At the very least, I figured digging into land values for Fujix’s other locations would be useful:
Source: Company filings and Tochidai.info (Japanese)
The company has been in the Kyoto main office since 1970. The production facility has been in use since 1996. Land was purchased in Tokyo for the new satellite office, but the building hasn’t been built yet. Fujix currently operates out of a temporary office. Keep in mind, the above figures are for land only. Book values of the facilities above minus the land comes out to 576 million yen ($5.2 million USD).

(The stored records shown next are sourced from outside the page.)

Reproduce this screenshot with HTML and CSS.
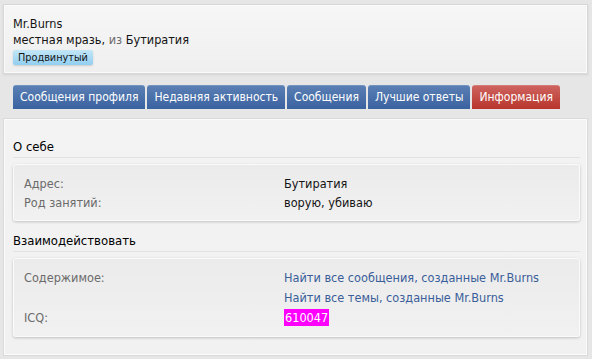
FILE: index.html
```html
<!DOCTYPE html>
<html lang="ru">
<head>
    <meta charset="UTF-8">
    <title>Mr.Burns - Информация</title>
    <link rel="stylesheet" href="styles.css">
</head>
<body>
    <div class="profile-head">
        <div class="username">Mr.Burns</div>
        <div class="user-title">местная мразь, <span class="muted">из</span> Бутиратия</div>
        <span class="banner">Продвинутый</span>
    </div>

    <ul class="tabs">
        <li class="tab">Сообщения профиля</li>
        <li class="tab">Недавняя активность</li>
        <li class="tab">Сообщения</li>
        <li class="tab">Лучшие ответы</li>
        <li class="tab active">Информация</li>
    </ul>

    <div class="panel">
        <h3 class="section-title">О себе</h3>
        <div class="info-box">
            <dl class="pair">
                <dt>Адрес:</dt>
                <dd>Бутиратия</dd>
            </dl>
            <dl class="pair">
                <dt>Род занятий:</dt>
                <dd>ворую, убиваю</dd>
            </dl>
        </div>

        <h3 class="section-title">Взаимодействовать</h3>
        <div class="info-box">
            <dl class="pair">
                <dt>Содержимое:</dt>
                <dd>
                    <a href="#" class="link">Найти все сообщения, созданные Mr.Burns</a>
                    <a href="#" class="link">Найти все темы, созданные Mr.Burns</a>
                </dd>
            </dl>
            <dl class="pair">
                <dt>ICQ:</dt>
                <dd><span class="icq">610047</span></dd>
            </dl>
        </div>
    </div>
</body>
</html>
```

FILE: styles.css
```css
body {
    font-family: "DejaVu Sans Condensed", "DejaVu Sans", sans-serif;
    font-size: 12.6px;
    color: #141414;
    background-color: #e6e6e6;
    margin: 0;
    padding: 4px 4px 3px 3px;
}

.profile-head {
    box-sizing: border-box;
    height: 70px;
    padding: 11px 9px 0;
    background: linear-gradient(to bottom, #f6f6f6, #efefef);
    border: 1px solid #d8d8d8;
    box-shadow: inset 0 0 0 1px #fafafa, 0 1px 2px rgba(0, 0, 0, 0.08);
}

.username,
.user-title {
    line-height: 16px;
}

.muted {
    color: #6c6c6c;
}

.banner {
    display: inline-block;
    margin-top: 2px;
    padding: 0 5px;
    font-size: 10.8px;
    line-height: 15px;
    background: linear-gradient(to bottom, #c3e6f8, #92cff0);
    border-radius: 2px;
    box-shadow: 0 1px 2px rgba(0, 0, 0, 0.15);
}

.tabs {
    list-style: none;
    margin: 11px 0 0;
    padding: 0 0 0 10px;
    display: flex;
    gap: 2px;
}

.tab {
    color: #fff;
    white-space: nowrap;
    font-size: 12px;
    line-height: 24px;
    padding: 0 7px;
    background: linear-gradient(to bottom, #5b80b5, #3a62a0);
    border-radius: 3px 3px 0 0;
    box-shadow: inset 0 1px 0 rgba(255, 255, 255, 0.15);
}

.tab.active {
    background: linear-gradient(to bottom, #cf6460, #b8352c);
}

.panel {
    margin-top: 9px;
    background: linear-gradient(to bottom, #f3f3f3, #f1f1f1);
    border: 1px solid #dadada;
    box-shadow: inset 0 0 0 1px #fbfbfb;
    padding: 20px 7px 18px 9px;
}

.section-title {
    font-size: 13px;
    font-weight: normal;
    line-height: 16px;
    margin: 0 0 6px;
    padding-bottom: 2px;
    border-bottom: 1px solid #e2e2e2;
    color: #000;
}

.info-box {
    background: linear-gradient(to bottom, #ebebeb, #f1f1f1);
    border: 1px solid #fafafa;
    border-radius: 3px;
    box-shadow: 0 1px 3px rgba(0, 0, 0, 0.2);
    padding: 9px 10px 8px;
    margin-bottom: 12px;
}

.info-box:last-child {
    margin-bottom: 0;
    padding-bottom: 9px;
}

.pair {
    display: flex;
    margin: 0;
}

.pair dt {
    width: 260px;
    color: #6b6b6b;
    line-height: 19px;
}

.pair dd {
    margin: 0;
    line-height: 19px;
}

.link {
    display: block;
    color: #3a5e9a;
    text-decoration: none;
    line-height: 20px;
}

.icq {
    background-color: #ff00ff;
    color: #fff;
    padding: 1px 1px;
}
```
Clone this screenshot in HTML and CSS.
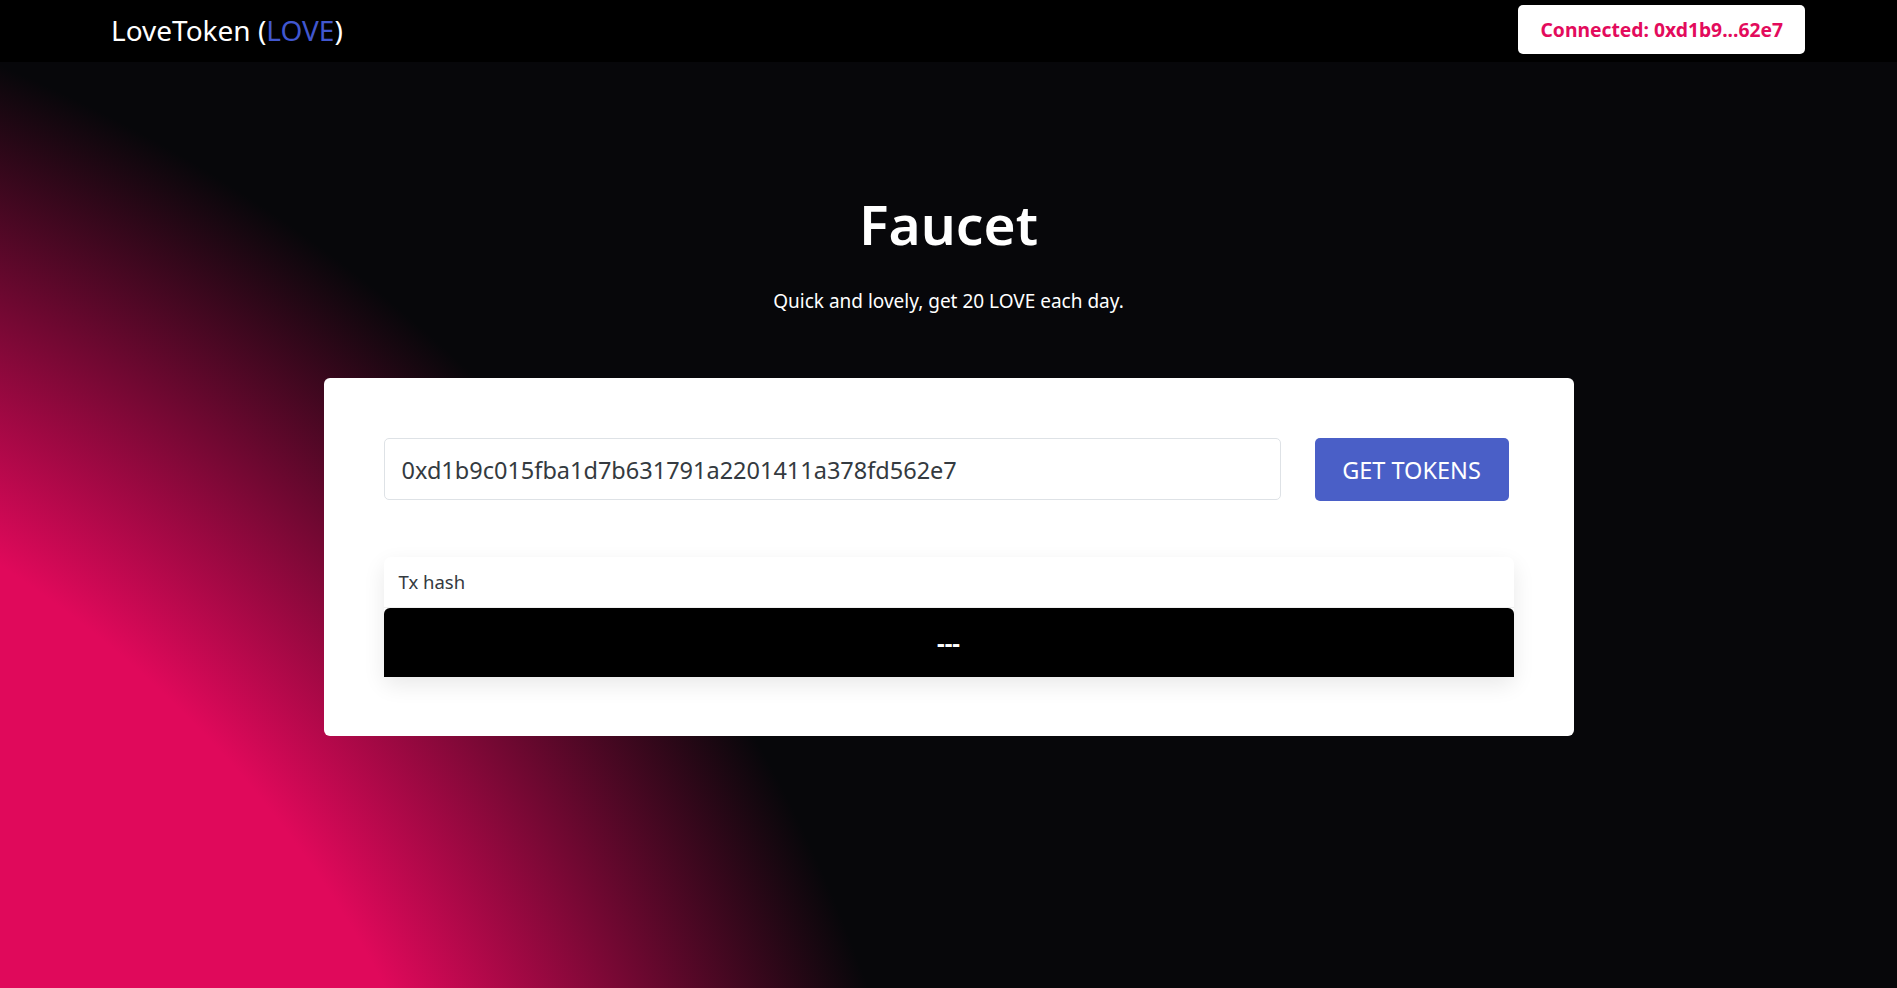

If you’re buying Fujix, it won’t be for the operating business. The company has been pouring money into a leaky bucket, and there is no indication that this will change any time soon. Fortunately, the losses haven’t been substantial so far.
Naturally, if you are buying Fujix, it would be for the assets. The sale of the Tokyo satellite office realized a capital gain of 1,325 million yen ($11.9 million USD) earlier this year. We can expect similar capital gains if the company decides to sell its Kyoto and Shiga properties.
All in all, the difference between book and market values of Fujix’s land alone comes out to 975 million yen ($8.8 million USD). Adjusting for this differential, net asset value (minus minority interest) comes out to 10,184 million yen ($91.7 million USD) vs. current market cap of 2,960 million yen ($26.7 million USD).
Several warnings/assumptions to keep in mind:
- Operating business eats up about 150 million yen ($1.35 million USD) per year.
- No sign of material change in operating business or management strategy to shift investor sentiment.
- Company could sell its properties tomorrow… or never.
60% of adjusted net asset value is probably a sufficiently discounted figure for valuation purposes. This puts fair value at 6,110 million yen ($55 million USD), or 4,437 yen per share vs. today’s 2,150 yen per share. Played out over ten years, investment CAGR is 7.5%.
The bottom line
If you’re buying Fujix, you’re buying it for the assets, not the operating business. The recent Tokyo satellite office sale highlighted this, with land purchased forever ago and recorded on the balance sheet at original purchase cost. The company can expect similar gains on its other properties if it decides to sell. Investors can expect a 7.5% investment CAGR over ten years, with the only immediately obvious catalyst being the sale of property.